Implementation in ALBERTA of an automatic tetrahedral mesh generator

Abstract

This paper introduces a new automatic tetrahedral mesh generator on the adaptive finite element ALBERTA code. The procedure can be applied to 3D domains with boundary surfaces which are projectable on faces of a cube. The generalization of the mesh generator for complex domains which can be split into cubes or hexahedra is straightforward. The domain surfaces must be given as analytical or discrete functions. Although we have worked with orthogonal and radial projections, any other one-to-one projection may be considered. The mesh generator starts from a coarse tetrahedral mesh which is automatically obtained by the subdivision of each cube into six tetrahedra. The main idea is to construct a sequence of nested meshes by refining only the tetrahedra which have a face on the cube projection faces. The virtual projection of external faces defines a triangulation on the domain boundary. The 3-D local refinement is carried out such that the approximation of domain boundary surfaces verifies a given precision.
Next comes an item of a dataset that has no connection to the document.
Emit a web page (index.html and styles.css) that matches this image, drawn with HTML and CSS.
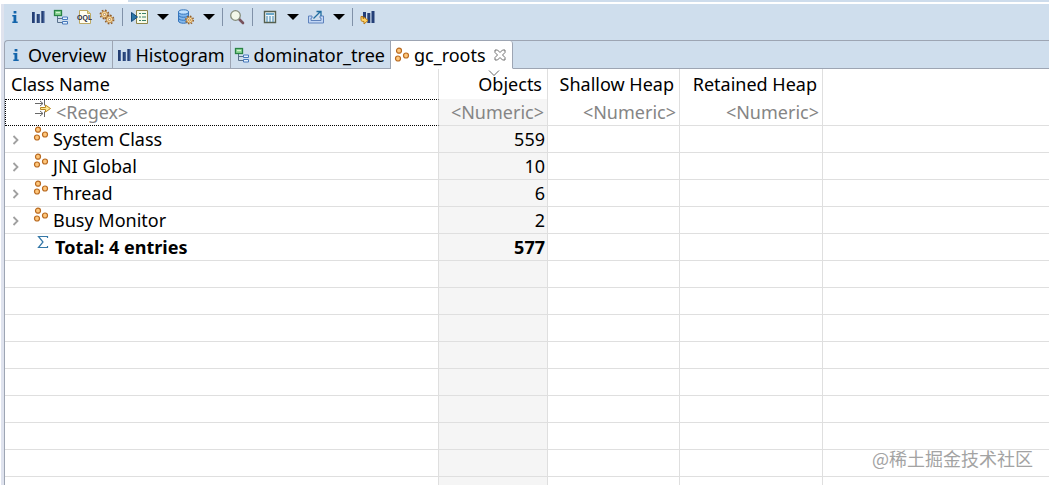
FILE: index.html
```html
<!DOCTYPE html>
<html lang="en">
<head>
<meta charset="utf-8">
<title>gc_roots</title>
<link rel="stylesheet" href="styles.css">
</head>
<body>
<svg class="defs" aria-hidden="true">
  <symbol id="info" viewBox="0 0 16 16"><path d="M6.600 2h2.800v2.500H6.600zM5.300 6h4v6.500h1.400V14H5.300v-1.500h1.200V7.500H5.300z" fill="#1465ab"/></symbol>
  <symbol id="bars" viewBox="0 0 16 16"><path d="M2 3h3v11H2zM6.700 5h3v9h-3zM11.300 2h3v12h-3z" fill="#253f73"/><path d="M4 3h1v11H4zM8.700 5h1v9h-1zM13.300 2h1v12h-1z" fill="#4766a0"/></symbol>
  <symbol id="tree" viewBox="0 0 16 16"><path d="M4.500 7v6.500H9M4.500 9.500H9" fill="none" stroke="#58708b"/><rect x="1.500" y="1.500" width="7" height="5" fill="#8fd797" stroke="#298344" stroke-width="1.300"/><path d="M3 3h4v1H3z" fill="#d0f3cf"/><path d="M9.500 8h5v2.500h-5zM9.500 12.500h5V15h-5z" fill="#e5f2ff" stroke="#4779bb"/></symbol>
  <symbol id="oql" viewBox="0 0 16 16"><path d="M3.500 1.500h8l3 3v10h-11z" fill="#fffdf1" stroke="#bda964"/><path d="M11.500 1.500v3h3" fill="#ead68e" stroke="#bda964"/><text x="1" y="11" font-family="Liberation Sans, sans-serif" font-size="7" font-weight="700" fill="#252b48">OQL</text></symbol>
  <symbol id="gear" viewBox="0 0 16 16"><circle cx="8" cy="8" r="6" fill="none" stroke="#925f2b" stroke-width="2.400" stroke-dasharray="2.400 2.312"/><circle cx="8" cy="8" r="4.600" fill="#ffe5a4" stroke="#b57b38" stroke-width="1.300"/><circle cx="8" cy="8" r="1.700" fill="#fff" stroke="#935c29"/></symbol>
  <symbol id="gears" viewBox="0 0 16 16"><use href="#gear" x="0" y="0" width="11" height="11"/><use href="#gear" x="5" y="5" width="11" height="11"/></symbol>
  <symbol id="report" viewBox="0 0 18 16"><path d="M5.500 1.500h11v13h-11z" fill="#f7fae8" stroke="#8e8448"/><path d="M8 4.500h2M11 4.500h4M8 8h2M11 8h4M8 11.500h2M11 11.500h4" stroke="#398269"/><path d="M.5 3.500l6 4.500-6 4.500z" fill="#2b76a5" stroke="#174b7a"/></symbol>
  <symbol id="database" viewBox="0 0 18 16"><path d="M1.500 3v9c0 3 10 3 10 0V3" fill="#83b8ed" stroke="#3474bb"/><ellipse cx="6.500" cy="3" rx="5" ry="2.200" fill="#c2e2ff" stroke="#3474bb"/><path d="M1.500 6c0 3 10 3 10 0M1.500 9c0 3 10 3 10 0" fill="none" stroke="#3474bb"/><use href="#gear" x="7.500" y="6" width="10" height="10"/></symbol>
  <symbol id="search" viewBox="0 0 16 16"><path d="M10 10l4 4" stroke="#77525c" stroke-width="2.600" stroke-linecap="round"/><circle cx="6.500" cy="6.500" r="4.800" fill="#f3f8e9" stroke="#858d7c" stroke-width="1.300"/></symbol>
  <symbol id="calc" viewBox="0 0 16 16"><path d="M2.500 2.500h11v11h-11z" fill="#eef7fb" stroke="#56604f" stroke-width="1.400"/><path d="M4 4h8v2H4z" fill="#6aa7ca"/><path d="M4 8h8M4 10h8M4 12h8" stroke="#3b81ac" stroke-dasharray="2 1"/></symbol>
  <symbol id="export" viewBox="0 0 18 16"><path d="M1.500 7v7h15V7H13v2h1v2.500H4V9h1V7z" fill="#c3d7f5" stroke="#5e82bd"/><path d="M6.500 9.500l7-7M9.500 2.500H14V7" fill="none" stroke="#216da0" stroke-width="1.300"/></symbol>
  <symbol id="compare" viewBox="0 0 16 16"><path d="M4 3h3v7H4zM8.300 4h3v10h-3zM12.500 2h3v12h-3z" fill="#243f78"/><path d="M2 7.500v3.500c0 1 1 1.500 3 1.500V15l4-3.500-4-3.500v1.500H4v-2z" fill="#ffd467" stroke="#b97a19"/></symbol>
  <symbol id="roots" viewBox="0 0 16 16"><g fill="#ffc77b" stroke="#b96a20" stroke-width="1.200"><circle cx="5" cy="3.700" r="2.500"/><circle cx="4" cy="11.500" r="2.500"/><circle cx="12" cy="8.500" r="2.500"/></g></symbol>
  <symbol id="filter" viewBox="0 0 18 18"><path d="M1 3.500h8M6 1l3 2.500L6 6M10.500 0v5.500M1 13.500h8M6 11l3 2.500L6 16M10.500 11.500V17" fill="none" stroke="#686868"/><path d="M6.500 7.500h5V5l5 3.500-5 3.500V9.500h-5z" fill="#ffe994" stroke="#b88620"/></symbol>
  <symbol id="sigma" viewBox="0 0 12 14"><path d="M10.500 3V1.500H1.500L6 7l-4.500 5.500h9V11" fill="none" stroke="#3678a7" stroke-width="1.200"/></symbol>
  <symbol id="chevron" viewBox="0 0 8 10"><path d="M1.500 1l4 4-4 4" fill="none" stroke="#a0a0a0" stroke-width="1.800"/></symbol>
  <symbol id="caret" viewBox="0 0 12 6"><path d="M0 0h12L6 6z"/></symbol>
  <symbol id="close" viewBox="0 0 12 12"><path d="M1 1h2.500L6 3.500 8.500 1H11v2.500L8.500 6 11 8.500V11H8.500L6 8.500 3.500 11H1V8.500L3.500 6 1 3.500z" fill="#fff" stroke="#707070"/></symbol>
  <symbol id="sort" viewBox="0 0 12 6"><path d="M1 .5l5 5 5-5" fill="none" stroke="#666"/></symbol>
</svg>
<div class="app">
  <div class="top-edge"></div>
  <main class="pane">
    <div class="toolbar" role="toolbar" aria-label="Heap tools">
      <button class="tool" aria-label="Overview"><svg><use href="#info"/></svg></button>
      <button class="tool" aria-label="Histogram"><svg><use href="#bars"/></svg></button>
      <button class="tool" aria-label="Dominator tree"><svg><use href="#tree"/></svg></button>
      <button class="tool" aria-label="Query"><svg><use href="#oql"/></svg></button>
      <button class="tool" aria-label="Thread overview"><svg><use href="#gears"/></svg></button>
      <span class="divider"></span>
      <button class="tool menu" aria-label="Run report"><svg class="wide"><use href="#report"/></svg><svg class="caret"><use href="#caret"/></svg></button>
      <button class="tool menu" aria-label="Query browser"><svg class="wide"><use href="#database"/></svg><svg class="caret"><use href="#caret"/></svg></button>
      <span class="divider"></span>
      <button class="tool" aria-label="Find"><svg><use href="#search"/></svg></button>
      <span class="divider"></span>
      <button class="tool menu" aria-label="Calculate retained size"><svg class="wide"><use href="#calc"/></svg><svg class="caret"><use href="#caret"/></svg></button>
      <button class="tool menu" aria-label="Export"><svg class="wide"><use href="#export"/></svg><svg class="caret"><use href="#caret"/></svg></button>
      <span class="divider"></span>
      <button class="tool" aria-label="Compare"><svg><use href="#compare"/></svg></button>
    </div>
    <div class="tabs" role="tablist">
      <button class="tab" role="tab"><svg><use href="#info"/></svg>Overview</button>
      <button class="tab" role="tab"><svg><use href="#bars"/></svg>Histogram</button>
      <button class="tab" role="tab"><svg><use href="#tree"/></svg>dominator_tree</button>
      <button class="tab active" role="tab" aria-selected="true"><svg><use href="#roots"/></svg>gc_roots<svg class="close"><use href="#close"/></svg></button>
    </div>
    <div class="content">
      <table class="grid">
        <colgroup><col class="c-name"><col class="c-objects"><col class="c-shallow"><col class="c-retained"><col></colgroup>
        <thead>
          <tr><th class="name">Class Name</th><th class="sorted">Objects<svg class="sort"><use href="#sort"/></svg></th><th>Shallow Heap</th><th>Retained Heap</th><th></th></tr>
        </thead>
        <tbody>
          <tr class="filter"><td><div class="cell"><svg class="filter-icon"><use href="#filter"/></svg>&lt;Regex&gt;</div></td><td>&lt;Numeric&gt;</td><td>&lt;Numeric&gt;</td><td>&lt;Numeric&gt;</td><td></td></tr>
          <tr><td><div class="cell"><svg class="chevron"><use href="#chevron"/></svg><svg class="node"><use href="#roots"/></svg>System Class</div></td><td>559</td><td></td><td></td><td></td></tr>
          <tr><td><div class="cell"><svg class="chevron"><use href="#chevron"/></svg><svg class="node"><use href="#roots"/></svg>JNI Global</div></td><td>10</td><td></td><td></td><td></td></tr>
          <tr><td><div class="cell"><svg class="chevron"><use href="#chevron"/></svg><svg class="node"><use href="#roots"/></svg>Thread</div></td><td>6</td><td></td><td></td><td></td></tr>
          <tr><td><div class="cell"><svg class="chevron"><use href="#chevron"/></svg><svg class="node"><use href="#roots"/></svg>Busy Monitor</div></td><td>2</td><td></td><td></td><td></td></tr>
          <tr class="total"><td><div class="cell"><svg class="sigma"><use href="#sigma"/></svg>Total: 4 entries</div></td><td>577</td><td></td><td></td><td></td></tr>
          <tr><td></td><td></td><td></td><td></td><td></td></tr>
          <tr><td></td><td></td><td></td><td></td><td></td></tr>
          <tr><td></td><td></td><td></td><td></td><td></td></tr>
          <tr><td></td><td></td><td></td><td></td><td></td></tr>
          <tr><td></td><td></td><td></td><td></td><td></td></tr>
          <tr><td></td><td></td><td></td><td></td><td></td></tr>
          <tr><td></td><td></td><td></td><td></td><td></td></tr>
          <tr><td></td><td></td><td></td><td></td><td></td></tr>
          <tr><td></td><td></td><td></td><td></td><td></td></tr>
        </tbody>
      </table>
      <div class="watermark" lang="zh">@稀土掘金技术社区</div>
    </div>
  </main>
</div>
</body>
</html>
```
FILE: styles.css
```css
* { box-sizing: border-box; }
body { margin: 0; font-family: "Noto Sans", "Noto Sans CJK SC", sans-serif; font-size: 18px; color: #000; }
button { border: 0; padding: 0; background: none; font: inherit; color: inherit; }
svg { display: block; flex: none; width: 16px; height: 16px; }
.defs { position: absolute; width: 0; height: 0; }
.app { display: flex; flex-direction: column; height: 100vh; overflow: hidden; background: #fff; }
.top-edge { flex: none; height: 4px; margin-left: 128px; background: #cddcec; border-bottom: 2px solid #fff; }
.pane { flex: 1; min-height: 0; display: flex; flex-direction: column; margin-left: 4px; background: #cfdeed; box-shadow: -3px 0 0 #dfe3ee; }
.toolbar { flex: none; display: flex; align-items: center; gap: 7px; height: 36px; padding: 0 3px 10px; }
.toolbar .divider { width: 1px; height: 18px; margin: 0 -1px; background: #8091a8; }
.tool { display: flex; align-items: center; }
.tool.menu { gap: 8px; padding-left: 1px; }
.wide { width: 18px; }
.caret { width: 12px; height: 6px; }
.tool + .divider { margin-left: 0; }
.divider + .menu { padding-left: 2px; }
.tabs { flex: none; display: flex; height: 29px; border-top: 1px solid #9da5b3; border-left: 1px solid #9da5b3; border-top-left-radius: 4px; }
.tab { display: flex; align-items: center; gap: 4px; padding: 0 5px 0 3px; border-right: 1px solid #9da5b3; border-bottom: 1px solid #9da5b3; }
.tabs::after { content: ""; flex: 1; border-bottom: 1px solid #9da5b3; }
.tab.active { background: #fff; border-bottom-color: #fff; border-top-right-radius: 3px; }
.tab .close { width: 12px; height: 12px; margin: 0 1px 0 4px; }
.content { position: relative; flex: 1; min-height: 0; overflow: hidden; background: #fff; border-left: 1px solid #9da5b3; }
.grid { width: 100%; table-layout: fixed; border-collapse: separate; border-spacing: 0; }
.c-name { width: 434px; }
.c-objects { width: 109px; }
.c-shallow { width: 132px; }
.c-retained { width: 143px; }
th, td { padding: 0 2px 0 0; line-height: 26px; text-align: right; white-space: nowrap; border-right: 1px solid #dfdfdf; }
th { height: 30px; padding-right: 5px; font-weight: 400; }
td { height: 27px; border-bottom: 1px solid #dfdfdf; }
th:last-child, td:last-child { border-right: 0; }
.name { padding-left: 6px; text-align: left; }
.sorted { position: relative; }
.sort { position: absolute; top: 1px; left: 49px; width: 12px; height: 6px; }
td:nth-child(2) { background: #f5f5f5; }
.filter td { padding-right: 3px; color: #858585; }
.filter td:first-child { padding: 0; border-top: 1px dotted #000; border-bottom: 1px dotted #000; border-left: 1px dotted #000; }
.filter .cell { line-height: 25px; }
.cell { display: flex; align-items: flex-start; }
.chevron { width: 8px; height: 10px; margin: 9px 13px 0 7px; }
.node { margin: 0 4px 0 0; }
.filter-icon { width: 18px; height: 18px; margin: 0 4px 0 28px; }
.sigma { width: 12px; height: 14px; margin: 1px 6px 0 32px; }
.total { font-weight: 700; }
.watermark { position: absolute; right: 16px; bottom: 13px; font-family: "Noto Sans CJK SC", sans-serif; font-size: 18px; line-height: 28px; color: #a3a3a3; }
```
Once this objective is achieved reached, those nodes placed on the cube faces are projected on their corresponding true boundary surfaces, and inner nodes are relocated using a linear mapping. As the mesh topology is kept during node movement, poor quality or even inverted elements could appear in the resulting mesh. For this reason, a mesh optimization procedure must be applied. Finally, the efficiency of the proposed technique is shown with several applications.